Paper Structure (63 sections, 23 equations, 5 figures, 12 tables, 2 algorithms)

This paper contains 63 sections, 23 equations, 5 figures, 12 tables, 2 algorithms.

Figures (5)

  • Figure 1: GMM-Anchored JEPA: one-time clustering replaces iterative re-training.Phase 1: A GMM is fitted once on log-mel features. Phase 2: The encoder trains with two objectives: predicting masked EMA teacher latents (JEPA loss) and matching frozen GMM posteriors (cluster loss). $\lambda(t)$ decays from 1.0 to 0.01.
  • Figure 2: GMM-JEPA learns well-separated clusters; baselines collapse or overlap. UMAP of frame-level embeddings colored by predicted cluster. (a) Pure JEPA collapses. (b) WavLM-style overlaps. (c,d) GMM-JEPA variants form distinct regions.
  • Figure 3: GMM-JEPA uses all clusters uniformly; baselines collapse to few. Frame counts per cluster (log scale, sorted by rank). Flat = high entropy.
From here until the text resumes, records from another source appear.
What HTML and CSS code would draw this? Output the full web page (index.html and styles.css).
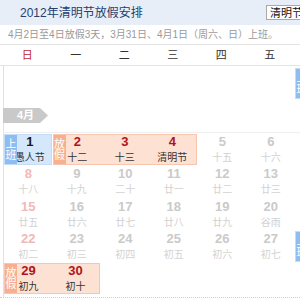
FILE: index.html
```html
<!DOCTYPE html>
<html lang="zh-CN">
<head>
<meta charset="utf-8">
<title>2012年清明节放假安排</title>
<link rel="stylesheet" href="styles.css">
</head>
<body>
<div class="page">
  <div class="head">
    <div class="title">2012年清明节放假安排</div>
    <div class="sel">清明节</div>
  </div>
  <div class="note">4月2日至4日放假3天，3月31日、4月1日（周六、日）上班。</div>
  <div class="weekdays">
    <span class="sun">日</span><span>一</span><span>二</span><span>三</span><span>四</span><span>五</span><span>六</span>
  </div>
  <div class="cal">
    <div class="week march">
      <div class="box work at7"><span class="tag">上班</span><div class="day"><b>31</b><i>初十</i></div></div>
    </div>
    <div class="month"><span class="mtag">4月</span></div>
    <div class="weeks">
      <div class="week">
        <div class="box work"><span class="tag">上班</span><div class="day"><b>1</b><i>愚人节</i></div></div>
        <div class="box off span3"><span class="tag">放假</span><div class="day"><b>2</b><i>十二</i></div><div class="day"><b>3</b><i>十三</i></div><div class="day"><b>4</b><i>清明节</i></div></div>
        <div class="day"><b>5</b><i>十五</i></div>
        <div class="day"><b>6</b><i>十六</i></div>
        <div class="day"><b>7</b><i>十七</i></div>
      </div>
      <div class="week">
        <div class="day sun"><b>8</b><i>十八</i></div>
        <div class="day"><b>9</b><i>十九</i></div>
        <div class="day"><b>10</b><i>二十</i></div>
        <div class="day"><b>11</b><i>廿一</i></div>
        <div class="day"><b>12</b><i>廿二</i></div>
        <div class="day"><b>13</b><i>廿三</i></div>
        <div class="day"><b>14</b><i>廿四</i></div>
      </div>
      <div class="week">
        <div class="day sun"><b>15</b><i>廿五</i></div>
        <div class="day"><b>16</b><i>廿六</i></div>
        <div class="day"><b>17</b><i>廿七</i></div>
        <div class="day"><b>18</b><i>廿八</i></div>
        <div class="day"><b>19</b><i>廿九</i></div>
        <div class="day"><b>20</b><i>谷雨</i></div>
        <div class="day"><b>21</b><i>初一</i></div>
      </div>
      <div class="week">
        <div class="day sun"><b>22</b><i>初二</i></div>
        <div class="day"><b>23</b><i>初三</i></div>
        <div class="day"><b>24</b><i>初四</i></div>
        <div class="day"><b>25</b><i>初五</i></div>
        <div class="day"><b>26</b><i>初六</i></div>
        <div class="day"><b>27</b><i>初七</i></div>
        <div class="box work"><span class="tag">上班</span><div class="day"><b>28</b><i>初八</i></div></div>
      </div>
      <div class="week">
        <div class="box off span2"><span class="tag">放假</span><div class="day"><b>29</b><i>初九</i></div><div class="day"><b>30</b><i>初十</i></div></div>
      </div>
    </div>
    <div class="foot"></div>
  </div>
</div>
</body>
</html>
```
FILE: styles.css
```css
html, body {
  margin: 0;
  padding: 0;
  width: 300px;
  height: 300px;
  overflow: hidden;
  background: #fff;
}
.page {
  width: 300px;
  font-family: "Liberation Sans", "Noto Sans CJK SC", sans-serif;
}
.head {
  height: 25px;
  background: #e8eef7;
  display: flex;
  align-items: center;
  justify-content: space-between;
  padding-left: 20px;
}
.title {
  font-size: 12px;
  color: #233f70;
  line-height: 14px;
}
.sel {
  width: 46px;
  height: 15px;
  margin-right: -12px;
  box-sizing: border-box;
  border: 1px solid #a9a9a9;
  background: #fff;
  font-size: 11px;
  line-height: 13px;
  padding-left: 3px;
  color: #111;
  font-family: "Noto Sans CJK SC", sans-serif;
}
.note {
  height: 19px;
  line-height: 19px;
  padding-left: 8px;
  font-size: 10px;
  color: #9a9a9a;
  border-bottom: 1px solid #e4e4e4;
  white-space: nowrap;
}
.weekdays {
  display: grid;
  grid-template-columns: repeat(7, 48.5px);
  padding-left: 3px;
  height: 20px;
  line-height: 20px;
  font-size: 11px;
  color: #333;
  text-align: center;
  border-bottom: 1px solid #e4e4e4;
  width: 340px;
}
.weekdays .sun { color: #c0282d; }
.cal {
  margin-left: 3px;
  border-left: 1px solid #d8e3ef;
  width: 340px;
}
.week {
  display: grid;
  grid-template-columns: repeat(7, 48.5px);
  height: 30px;
}
.march {
  padding-top: 2px;
  height: 31px;
}
.month {
  height: 15px;
  padding: 9px 0 9px;
  border-bottom: 1px solid #efefef;
  margin-left: -1px;
}
.mtag {
  display: block;
  width: 45px;
  height: 15px;
  background: #c9c9c9;
  color: #fff;
  font-size: 11px;
  font-weight: bold;
  line-height: 15px;
  padding-left: 14px;
  box-sizing: border-box;
  clip-path: polygon(0 0, 37px 0, 45px 50%, 37px 100%, 0 100%);
}
.weeks {
  display: flex;
  flex-direction: column;
  gap: 2.25px;
  margin-top: 1px;
}
.day {
  text-align: center;
  padding-top: 1px;
}
.day b {
  display: block;
  font-size: 13px;
  line-height: 14px;
  font-weight: bold;
  color: #cacaca;
}
.day i {
  display: block;
  font-style: normal;
  font-size: 10px;
  line-height: 15px;
  color: #d2d2d2;
  font-family: "Noto Sans CJK SC", sans-serif;
}
.day.sun b { color: #f2b8b8; }
.box {
  position: relative;
  display: grid;
  grid-template-columns: repeat(1, 1fr);
  box-sizing: border-box;
  margin-right: 1px;
}
.box .day { padding-top: 0; }
.box.work .day { padding-left: 4px; }
.box.span2 { grid-column: span 2; grid-template-columns: repeat(2, 1fr); }
.box.span3 { grid-column: span 3; grid-template-columns: repeat(3, 1fr); }
.box.at7 { grid-column: 7; }
.box .tag {
  position: absolute;
  left: 0;
  top: 0;
  bottom: 0;
  width: 12px;
  color: #fff;
  font-size: 11px;
  line-height: 11px;
  padding-top: 3px;
  text-align: center;
  font-family: "Noto Sans CJK SC", sans-serif;
  overflow: hidden;
}
.box.work {
  background: #d4e7fb;
  border: 1px solid #c4dcf5;
}
.box.work .tag { background: #8dbdf1; }
.box.work b { color: #1a1a1a; }
.box.work i { color: #333; }
.box.off {
  background: #fde1d2;
  border: 1px solid #f6c6ae;
}
.box.off .tag { background: #f6b090; }
.box.off b { color: #b0131c; }
.box.off i { color: #333; }
.foot {
  margin-top: 4px;
  border-top: 1px dotted #cfcfcf;
  margin-left: -4px;
}
```
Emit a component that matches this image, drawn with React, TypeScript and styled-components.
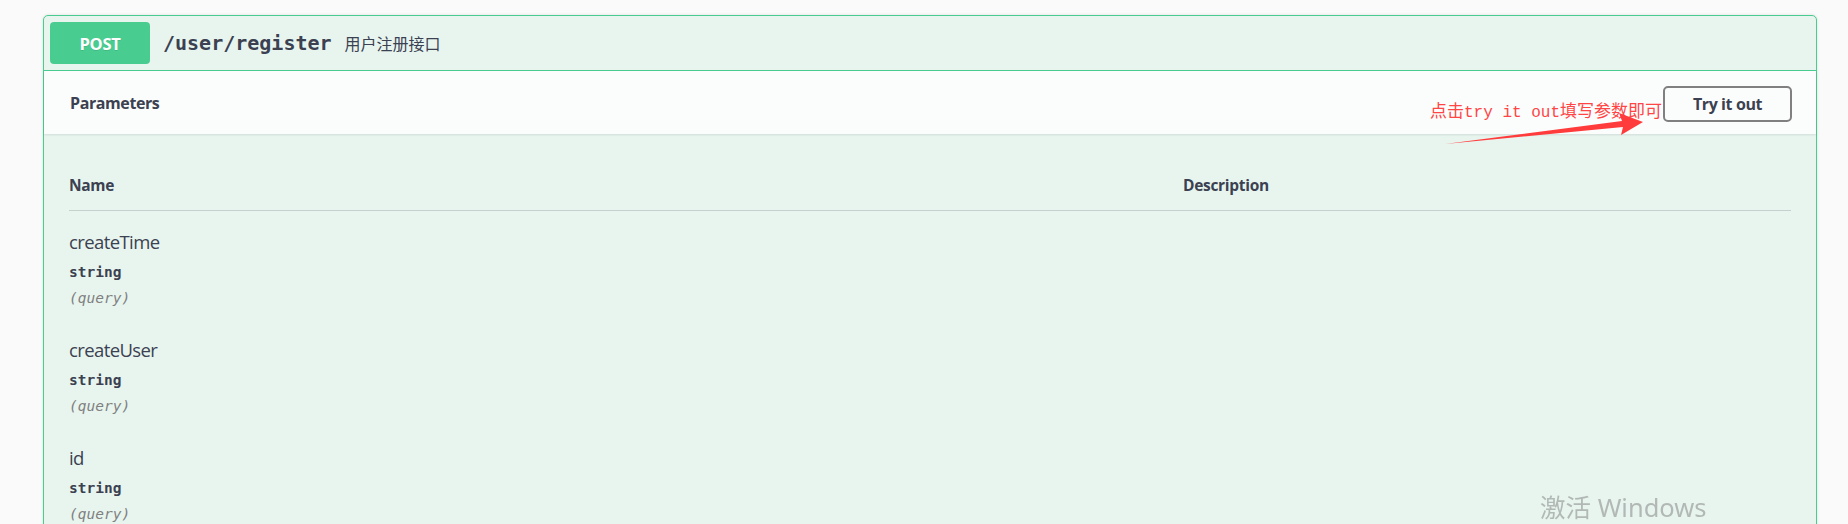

Baselines drop steeply; GMM-JEPA stays flat.
  • Figure 4: GMM-JEPA variants maintain stable, high-confidence clusters over time. Top: cluster ID per frame. Bottom: confidence (1 $-$ normalized entropy). (a) Pure JEPA flickers rapidly with near-zero confidence, indicating degenerate representations. (b) WavLM-style shows moderate confidence (0.4--0.6) with frequent cluster switching. (c) GMM-JEPA-T maintains high confidence (0.7--0.9) with moderate cluster and sparse transitions. (d) GMM-JEPA also shows moderate clusters with temporally coherent spans and moderate-to-high confidence (0.5--0.8).
  • Figure 5: Removing residual GMM supervision ($\lambda_{\text{end}}=0$) causes collapse. Without ongoing anchoring, representations deteriorate. (a) UMAP shows overlapping clusters. (b) Only 506/1024 clusters used. (c) Confidence drops, flickering increases.